#### Do this:
Report the total number of lines that include the string "React", without any other text.

#### Supplied material:
******************************

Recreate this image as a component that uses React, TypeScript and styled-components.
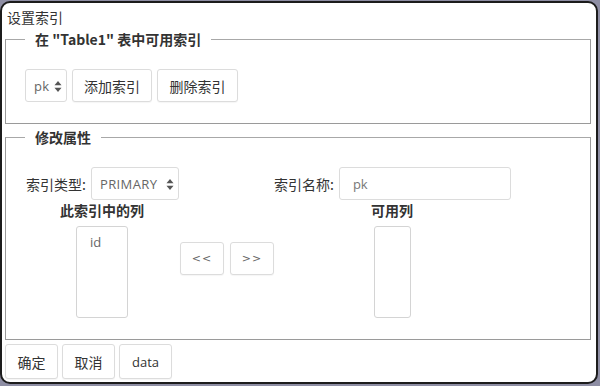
import React from "react";
import styled, { createGlobalStyle } from "styled-components";

const Global = createGlobalStyle`
  html, body { margin: 0; padding: 0; }
  body {
    background: #8e8ea4;
    width: 600px;
    height: 386px;
    overflow: hidden;
    font-family: "Noto Sans CJK SC", "Open Sans", sans-serif;
    color: #333;
  }
  * { box-sizing: border-box; }
`;

const Dialog = styled.div`
  margin-top: 1px;
  width: 598px;
  height: 383px;
  background: #fff;
  border: 2px solid #1c1c1c;
  border-radius: 10px;
  padding: 0 5px 0 3px;
  display: flex;
  flex-direction: column;
`;

const Title = styled.div`
  height: 26px;
  padding: 3px 0 0 2px;
  font-size: 14px;
  line-height: 22px;
  color: #333;
`;

const Group = styled.fieldset<{ $h: number; $mt?: number }>`
  margin: ${(p) => p.$mt ?? 0}px 0 0 0;
  padding: 0;
  height: ${(p) => p.$h}px;
  border: 1px solid #9a9a9a;
  border-top-color: #a8a8a8;
  min-width: 0;
`;

const Legend = styled.legend`
  margin-left: 19px;
  padding: 0 10px;
  font-size: 14px;
  line-height: 20px;
  font-weight: bold;
  color: #333;
`;

const Row = styled.div<{ $top: number; $left: number }>`
  display: flex;
  align-items: center;
  margin-top: ${(p) => p.$top}px;
  padding-left: ${(p) => p.$left}px;
  gap: 5px;
`;

const Button = styled.button<{ $w: number; $h?: number }>`
  width: ${(p) => p.$w}px;
  height: ${(p) => p.$h ?? 33}px;
  padding: 0;
  border: 1px solid #dcdcdc;
  border-radius: 3px;
  background: #fff;
  box-shadow: 0 1px 1px rgba(0, 0, 0, 0.04);
  font-family: "Noto Sans CJK SC", "Open Sans", sans-serif;
  font-size: 14px;
  color: #333;
  cursor: pointer;
`;

const SelectBox = styled.div<{ $w: number }>`
  position: relative;
  width: ${(p) => p.$w}px;
  height: 33px;
  border: 1px solid #dcdcdc;
  border-radius: 3px;
  background: #fff;
  display: flex;
  align-items: center;
  padding-left: 8px;
  font-family: "Open Sans", "Noto Sans CJK SC", sans-serif;
  font-size: 13px;
  letter-spacing: 0.4px;
  color: #666;
`;

const Arrows = styled.svg`
  position: absolute;
  right: 4px;
  top: 11px;
`;

const Label = styled.span`
  font-size: 14px;
  line-height: 20px;
  color: #333;
`;

const TextInput = styled.div`
  width: 172px;
  height: 33px;
  border: 1px solid #dcdcdc;
  border-radius: 3px;
  padding-left: 13px;
  display: flex;
  align-items: center;
  font-family: "Open Sans", sans-serif;
  font-size: 13px;
  color: #777;
`;

const PropGrid = styled.div`
  display: grid;
  grid-template-columns: 248px 1fr;
  margin-top: 20px;
  padding-left: 20px;
`;

const Cell = styled.div`
  display: flex;
  align-items: center;
  gap: 5px;
`;

const ColumnsRow = styled.div`
  display: flex;
  align-items: flex-start;
  margin-top: 0;
`;

const ColGroup = styled.div<{ $w: number; $ml: number }>`
  width: ${(p) => p.$w}px;
  margin-left: ${(p) => p.$ml}px;
  display: flex;
  flex-direction: column;
  align-items: center;
  gap: 6px;
`;

const ColLabel = styled.div`
  font-size: 14px;
  line-height: 20px;
  font-weight: bold;
  color: #333;
  white-space: nowrap;
`;

const ListBox = styled.div<{ $w: number }>`
  width: ${(p) => p.$w}px;
  height: 92px;
  border: 1px solid #d4d4d4;
  border-radius: 3px;
  background: #fff;
  padding: 6px 0 0 13px;
  font-family: "Open Sans", sans-serif;
  font-size: 13px;
  line-height: 18px;
  color: #666;
`;

const MoveButtons = styled.div`
  display: flex;
  gap: 6px;
  margin: 42px 0 0 28px;
`;

const MoveButton = styled(Button)`
  font-family: "DejaVu Sans", sans-serif;
  font-size: 11px;
  color: #666;
  letter-spacing: 1px;
`;

const Footer = styled.div`
  display: flex;
  gap: 4px;
  margin-top: 4px;
`;

const DataButton = styled(Button)`
  font-family: "Open Sans", sans-serif;
  font-size: 13px;
`;

function Spinner() {
  return (
    <Arrows width="8" height="11" viewBox="0 0 8 11">
      <path d="M4 0 L7.5 4.2 L0.5 4.2 Z" fill="#555" />
      <path d="M4 11 L7.5 6.8 L0.5 6.8 Z" fill="#555" />
    </Arrows>
  );
}

export default function App() {
  return (
    <>
      <Global />
      <Dialog>
        <Title>设置索引</Title>
        <Group $h={95}>
          <Legend>在 "Table1" 表中可用索引</Legend>
          <Row $top={20} $left={19}>
            <SelectBox $w={42}>
              pk
              <Spinner />
            </SelectBox>
            <Button $w={80}>添加索引</Button>
            <Button $w={81}>删除索引</Button>
          </Row>
        </Group>
        <Group $h={213} $mt={3}>
          <Legend>修改属性</Legend>
          <PropGrid>
            <Cell>
              <Label>索引类型:</Label>
              <SelectBox $w={88}>
                PRIMARY
                <Spinner />
              </SelectBox>
            </Cell>
            <Cell>
              <Label>索引名称:</Label>
              <TextInput>pk</TextInput>
            </Cell>
          </PropGrid>
          <ColumnsRow>
            <ColGroup $w={100} $ml={46}>
              <ColLabel>此索引中的列</ColLabel>
              <ListBox $w={52}>id</ListBox>
            </ColGroup>
            <MoveButtons>
              <MoveButton $w={44}>&lt;&lt;</MoveButton>
              <MoveButton $w={44}>&gt;&gt;</MoveButton>
            </MoveButtons>
            <ColGroup $w={60} $ml={88}>
              <ColLabel>可用列</ColLabel>
              <ListBox $w={37} />
            </ColGroup>
          </ColumnsRow>
        </Group>
        <Footer>
          <Button $w={53} $h={35}>确定</Button>
          <Button $w={53} $h={35}>取消</Button>
          <DataButton $w={53} $h={35}>data</DataButton>
        </Footer>
      </Dialog>
    </>
  );
}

******************************

#### Output below:
2